INTERVIEW

SANAA’s Kazuyo Sejima on the Experiential Effects of Museums

AUTHOR

Julian Rose

DATE

Sep 3, 2024

Historian and critic Julian Rose’s book Building Culture: Sixteen Architects on How Museums Are Shaping the Future of Art, Architecture, and Public Space, out from Princeton Architectural Press this month, collects a series of interviews about the complex process of creating spaces for art. Spanning generations, geographies, and methods of practice, the conversations illuminate the diverse influences and concerns that combine to create institutions that are increasingly central to public life both in the United States and around the globe.

In celebration of this new publication, Scratching the Surface shares Rose’s interview with Kazuyo Sejima. Since cofounding the architecture studio SANAA with Ryue Nishizawa in 1995, Sejima has been celebrated both for the extraordinary material and tectonic refinement of her structures and for her careful attention to the social life of buildings. She and Nishizawa were awarded the Pritzker Prize in 2010, and in recent decades they have brought their unique talents to bear on a number of innovative exhibition spaces around the globe, from the New Museum in New York to the 21st Century Museum of Art in Kanazawa to intimate galleries constructed on remote islands in Japan’s Seto Inland Sea. Here, Rose speaks with Sejima about the profound experiential effects that can be achieved within museum space.

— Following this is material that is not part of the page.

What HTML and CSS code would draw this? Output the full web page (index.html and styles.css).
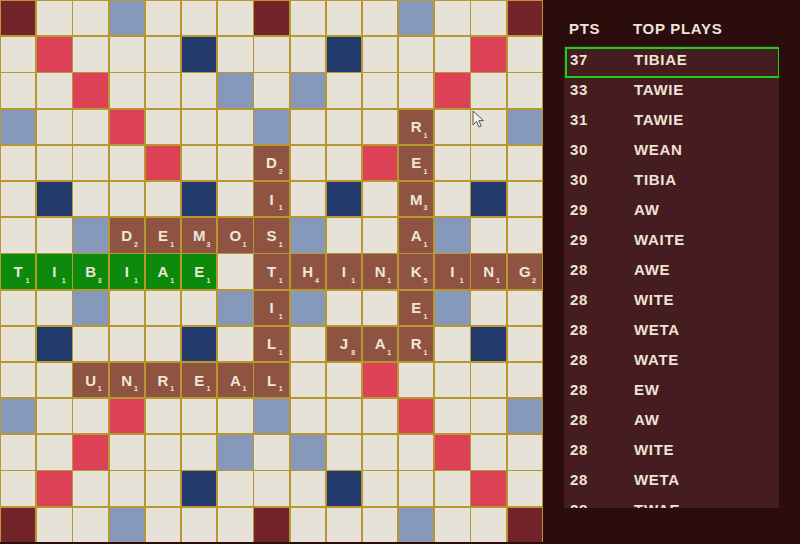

JULIAN ROSE – A conversation about museums is also, inevitably, a conversation about the relationship between art and architecture more generally, so I’d like to begin by asking you about your first encounters with visual art. Was art part of your curriculum as an architecture student? Were there artists whom you admired as a young architect or who influenced the development of your practice?

KAZUYO SEJIMA – Not at all. In Japan, architecture and engineering are closely linked and are normally taught in the same schools, but art is separate. Only a few art schools have architecture departments, and they’re very small. That is gradually changing, but here architecture is still more associated with industry than with art.

JR – I’m surprised to hear that, because the materiality of your work reflects what could be called, for lack of a better term, an artistic sensibility. Your use of glass, especially, involves extremely subtle and sophisticated plays on the relationship between physical movement and visual perception. And, presumably for that reason, critics have linked your buildings to the work of artists such as Donald Judd and Dan Graham. But of course their work, in turn, could be said to address fundamentally architectural problems, so there is no reason you would have necessarily arrived at your current practice through visual art. It sounds as though your first training with materials like glass, aluminum, and steel was practical, even scientific.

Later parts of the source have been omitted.